BP and Transocean both had extensive procedures in place for safe drilling operations.

While BP required drilling and completions personnel to follow a “documented and auditable risk management process,” the report said the panel “found no evidence that the BP Macondo team fully evaluated ongoing operational risks, nor did it find evidence that BP communicated with the Transocean rig crew about such risks.”

Transocean had documented safety programs in place at the time of the blowout, the report said. But there was “evidence that Transocean personnel questioned whether the Deepwater Horizon crew was adequately prepared to independently identify hazards associated with drilling and other operations.”

The report also said that there was a Transocean “stop work” policy in place obligating each employee “to interrupt an operation to prevent an incident from occurring,” and said there were a number of reasons a member of the rig crew could have invoked the stop work authority, but “no individual on the Deepwater Horizon did so on April 20.”

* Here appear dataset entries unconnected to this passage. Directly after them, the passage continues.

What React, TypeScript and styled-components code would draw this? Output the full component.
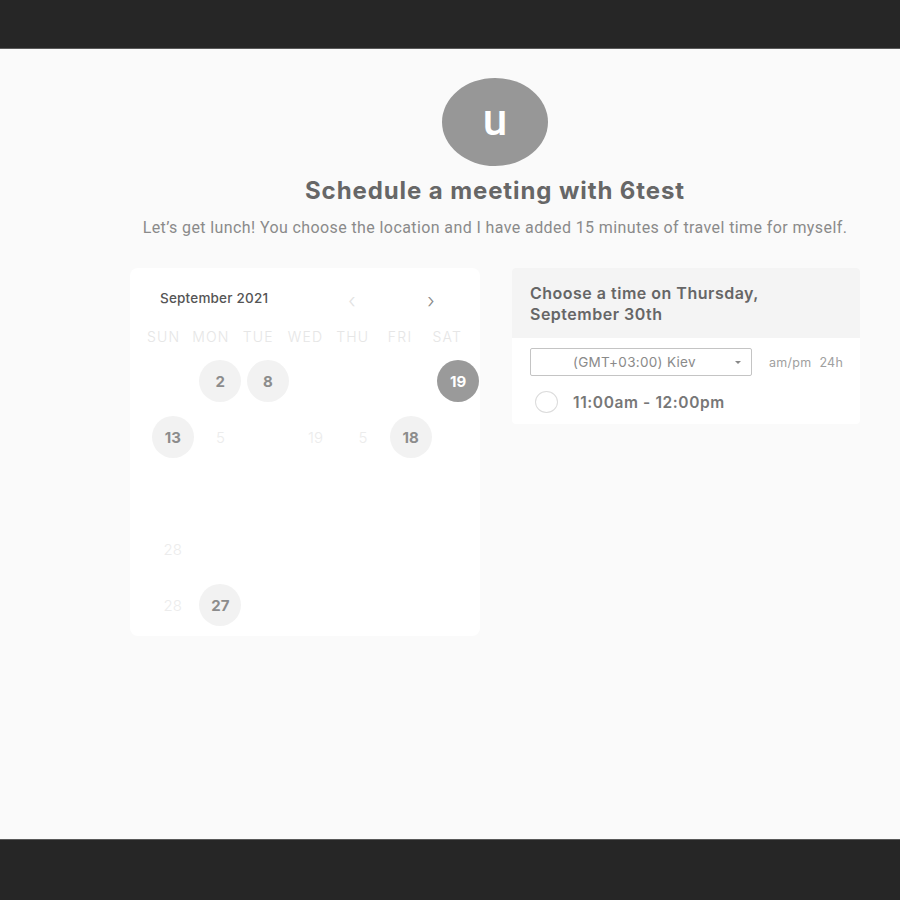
import React from "react";
import styled, { createGlobalStyle } from "styled-components";

const GlobalStyle = createGlobalStyle`
  html, body { margin: 0; padding: 0; background: #262626; }
  body { font-family: Inter, "Noto Sans", sans-serif; }
  * { box-sizing: border-box; }
`;

const Page = styled.div`
  display: flex;
  flex-direction: column;
  height: 900px;
  width: 900px;
`;

const Bar = styled.div<{ $h: number; $edge: "top" | "bottom" }>`
  height: ${(p) => p.$h}px;
  background: #262626;
  ${(p) => (p.$edge === "top" ? "border-bottom: 1px solid #5a5a5a;" : "border-top: 1px solid #5a5a5a;")}
  flex: none;
`;

const Main = styled.main`
  flex: 1;
  background: #fafafa;
  padding: 29px 40px 0 130px;
`;

const Container = styled.div`
  width: 730px;
  display: flex;
  flex-direction: column;
  align-items: center;
`;

const Avatar = styled.div`
  width: 106px;
  height: 88px;
  border-radius: 50%;
  background: #979797;
  color: #fff;
  display: flex;
  align-items: center;
  justify-content: center;
  font-family: Roboto, sans-serif;
  font-size: 44px;
  font-weight: 500;
  line-height: 1;
  padding-bottom: 4px;
`;

const Title = styled.h1`
  margin: 11px 0 0;
  font-size: 24px;
  font-weight: 700;
  color: #676767;
  line-height: 28px;
  letter-spacing: 0.9px;
`;

const Subtitle = styled.p`
  margin: 13px 0 0;
  font-family: Roboto, sans-serif;
  font-size: 16px;
  font-weight: 400;
  color: #8a8a8a;
  line-height: 20px;
  letter-spacing: 0.4px;
`;

const Cards = styled.div`
  align-self: stretch;
  margin-top: 30px;
  display: flex;
  gap: 32px;
  align-items: flex-start;
`;

const CalendarCard = styled.section`
  width: 350px;
  background: #fff;
  border-radius: 8px;
  padding: 18px 0 3px;
`;

const CalHeader = styled.div`
  display: flex;
  align-items: center;
  padding: 0 37px 0 30px;
  height: 24px;
`;

const MonthLabel = styled.div`
  flex: 1;
  font-size: 13.5px;
  font-weight: 500;
  color: #555;
  letter-spacing: 0.2px;
`;

const NavGroup = styled.div`
  display: flex;
  gap: 55px;
  padding-top: 6px;
`;

const NavButton = styled.span<{ $faint?: boolean }>`
  width: 24px;
  text-align: center;
  font-size: 20px;
  font-weight: 300;
  color: ${(p) => (p.$faint ? "#e2e2e2" : "#8a8a8a")};
`;

const WeekRow = styled.div`
  margin: 11px 0 0 10px;
  width: 331px;
  display: grid;
  grid-template-columns: repeat(7, 1fr);
  height: 30px;
  align-items: center;
`;

const WeekDay = styled.span`
  text-align: center;
  font-size: 14px;
  font-weight: 300;
  letter-spacing: 1.2px;
  color: #e6e6e6;
`;

const DayGrid = styled.div`
  margin: 2px 0 0 19px;
  width: 333px;
  display: grid;
  grid-template-columns: repeat(7, 1fr);
  grid-auto-rows: 56px;
`;

const DayCell = styled.div`
  display: flex;
  align-items: center;
  justify-content: center;
`;

type DayKind = "available" | "selected" | "faint";

const Day = styled.span<{ $kind: DayKind }>`
  width: 42px;
  height: 42px;
  border-radius: 50%;
  display: flex;
  align-items: center;
  justify-content: center;
  font-size: 15px;
  font-weight: ${(p) => (p.$kind === "faint" ? 300 : 700)};
  background: ${(p) =>
    p.$kind === "selected" ? "#9a9a9a" : p.$kind === "available" ? "#f2f2f2" : "transparent"};
  color: ${(p) =>
    p.$kind === "selected" ? "#fff" : p.$kind === "available" ? "#8c8c8c" : "#ececec"};
`;

const TimePanel = styled.section`
  width: 348px;
  background: #fff;
  border-radius: 4px;
  overflow: hidden;
`;

const PanelHeader = styled.div`
  background: #f4f4f4;
  height: 70px;
  padding: 15px 18px 0;
  font-size: 16px;
  font-weight: 600;
  color: #666;
  line-height: 21px;
  letter-spacing: 0.5px;
`;

const PanelBody = styled.div`
  padding: 10px 18px 11px;
`;

const ZoneRow = styled.div`
  display: flex;
  align-items: center;
  gap: 17px;
`;

const Select = styled.div`
  flex: none;
  width: 222px;
  height: 28px;
  border: 1px solid #c4c4c4;
  border-radius: 2px;
  display: flex;
  align-items: center;
  padding: 0 10px 0 42px;
  font-size: 13.5px;
  color: #8a8a8a;
  letter-spacing: 0.3px;
`;

const SelectText = styled.span`
  flex: 1;
`;

const Caret = styled.span`
  width: 0;
  height: 0;
  border-left: 3px solid transparent;
  border-right: 3px solid transparent;
  border-top: 3px solid #888;
`;

const FormatToggle = styled.span`
  flex: none;
  white-space: nowrap;
  font-size: 12.5px;
  color: #a0a0a0;
  word-spacing: 4px;
  letter-spacing: 0.3px;
`;

const SlotRow = styled.div`
  display: flex;
  align-items: center;
  margin-top: 15px;
  padding-left: 5px;
  gap: 15px;
`;

const Radio = styled.span`
  width: 23px;
  height: 22px;
  border-radius: 50%;
  border: 1px solid #dcdcdc;
`;

const SlotLabel = styled.span`
  font-size: 15.5px;
  font-weight: 600;
  color: #777;
  letter-spacing: 0.6px;
`;

const weekdays = ["SUN", "MON", "TUE", "WED", "THU", "FRI", "SAT"];

type Cell = { label: string; kind: DayKind } | null;

const rows: Cell[][] = [
  [null, { label: "2", kind: "available" }, { label: "8", kind: "available" }, null, null, null, { label: "19", kind: "selected" }],
  [
    { label: "13", kind: "available" },
    { label: "5", kind: "faint" },
    null,
    { label: "19", kind: "faint" },
    { label: "5", kind: "faint" },
    { label: "18", kind: "available" },
    null,
  ],
  [null, null, null, null, null, null, null],
  [{ label: "28", kind: "faint" }, null, null, null, null, null, null],
  [{ label: "28", kind: "faint" }, { label: "27", kind: "available" }, null, null, null, null, null],
];

export default function App() {
  return (
    <>
      <GlobalStyle />
      <Page>
        <Bar $h={49} $edge="top" />
        <Main>
          <Container>
            <Avatar>u</Avatar>
            <Title>Schedule a meeting with 6test</Title>
            <Subtitle>
              Let’s get lunch! You choose the location and I have added 15 minutes of travel time for myself.
            </Subtitle>
            <Cards>
              <CalendarCard>
                <CalHeader>
                  <MonthLabel>September 2021</MonthLabel>
                  <NavGroup>
                    <NavButton $faint>‹</NavButton>
                    <NavButton>›</NavButton>
                  </NavGroup>
                </CalHeader>
                <WeekRow>
                  {weekdays.map((d) => (
                    <WeekDay key={d}>{d}</WeekDay>
                  ))}
                </WeekRow>
                <DayGrid>
                  {rows.flatMap((row, ri) =>
                    row.map((c, ci) => (
                      <DayCell key={`${ri}-${ci}`}>
                        {c && <Day $kind={c.kind}>{c.label}</Day>}
                      </DayCell>
                    ))
                  )}
                </DayGrid>
              </CalendarCard>
              <TimePanel>
                <PanelHeader>
                  Choose a time on Thursday,
                  <br />
                  September 30th
                </PanelHeader>
                <PanelBody>
                  <ZoneRow>
                    <Select>
                      <SelectText>(GMT+03:00) Kiev</SelectText>
                      <Caret />
                    </Select>
                    <FormatToggle>am/pm 24h</FormatToggle>
                  </ZoneRow>
                  <SlotRow>
                    <Radio />
                    <SlotLabel>11:00am - 12:00pm</SlotLabel>
                  </SlotRow>
                </PanelBody>
              </TimePanel>
            </Cards>
          </Container>
        </Main>
        <Bar $h={61} $edge="bottom" />
      </Page>
    </>
  );
}
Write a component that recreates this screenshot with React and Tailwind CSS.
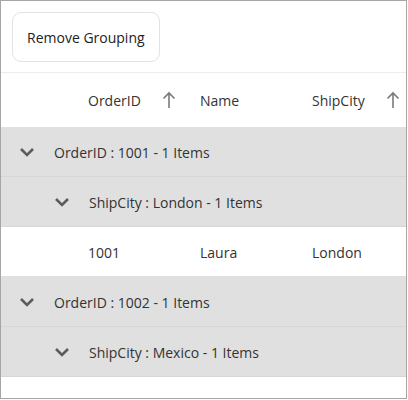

Violation of federal regulations

The report said BP and in some cases its contractors violated several federal regulations.

It also said that while there is no evidence that Minerals Management Service regulations in place on April 20, 2010, were a cause of the blowout, “stronger and more comprehensive federal regulations might have reduced the likelihood of the Macondo blowout.”

The report recommends additional changes to federal regulations and improving the safety of offshore drilling operations, including: well design; well integrity testing; kick detection and response; rig engine configuration (air intake locations); blowout preventers; and remotely operated vehicles.